The new contract will increase the town budget by roughly $1.5 million in each of the next three fiscal years, very roughly 1% of the next three town budgets. The teacher’s contract now costs the town roughly $50 million.

The teachers have already ratified the contract, which is officially estimated to cost the town $4.7 million more in its final, third year than the town now spends on its current contract, although the official estimate is artificially high.

A significant feature of the new contract is a concession by the union to have teachers at the secondary level (the middle school and high school) take on a larger number of classes: They currently teach 4.5 classes at a time. That would go up to 5 classes starting in the 2020-2021 school year, an 11 percent increase in work load.

James Palen Board of Finance meeting

From the Darien TV79 video of the meeting

Board of Finance member James Palen explaining the proposed teachers contract to the rest of the board on Nov. 19. To the right of Palen are board Chairman Jon Zagrodzky and Vice Chairman Frank Huck.
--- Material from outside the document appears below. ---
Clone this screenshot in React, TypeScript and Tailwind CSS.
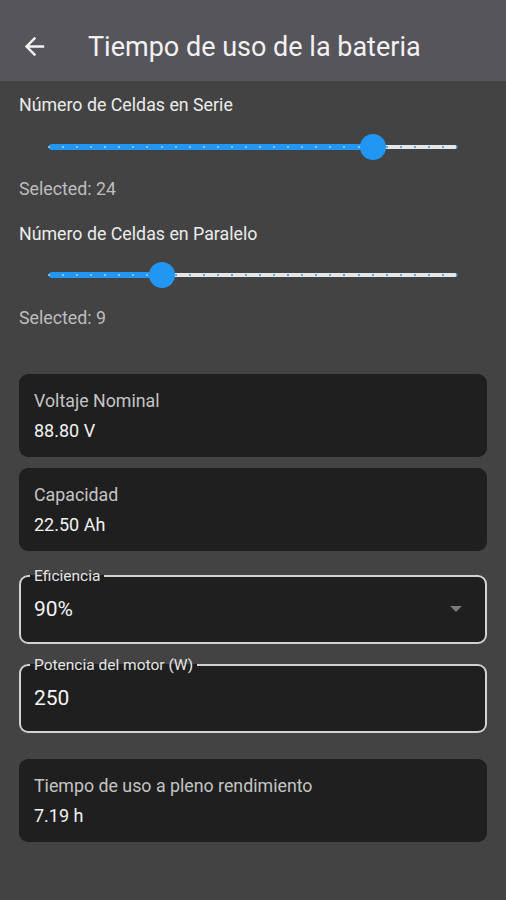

The result of the extra workload could mean a gradual reduction in staff or smaller class sizes or a combination of both, unless the student population increases. Since some teachers already teach five classes and are paid extra money to do so, the district won’t have to pay that out about $200,000 a year, according to Board of Finance member James Palen.

Palen said that estimate is very rough: “The actual savings could be less, or they could be more.”

The town would save that much starting the first year, he said, and it amounts to a cut of 0.2 to 0.3 in the percentage increase of the cost of the contract, he said.

According to a memo from district Finance Director Richard Rudl and Human Resources Director Marge Cion, the cost of the contract and the percentage increase in wage costs to the town are officially estimated at:

Year 1 (FY 2020-21): $1,544,824 or 3.71%

Year 2 (FY 2021-22): $1,568,271 or 3.63%

Year 3 (FY 2022-23): $1,606,170 or 3.59%

The total increase in cost to the town would be $4,719,265 over this year’s budget by the third year of the contract, according to the memo.

Some of the Complexities

The percentages noted in the memo are all percentages of the current year’s expected spending on teachers’ wages. To get the total, actual estimate of wage increases year-to-year, the percentages need to compound, Palen said in a presentation to other members of the Board of Finance last week. Palen was a member of the district’s negotiating committee. Compounded, the three years of the contract amount to 11.34% more than current spending.

(None of these percentages takes into account the $200,000 in savings from no longer paying extra money for teachers who now teach extra classes.)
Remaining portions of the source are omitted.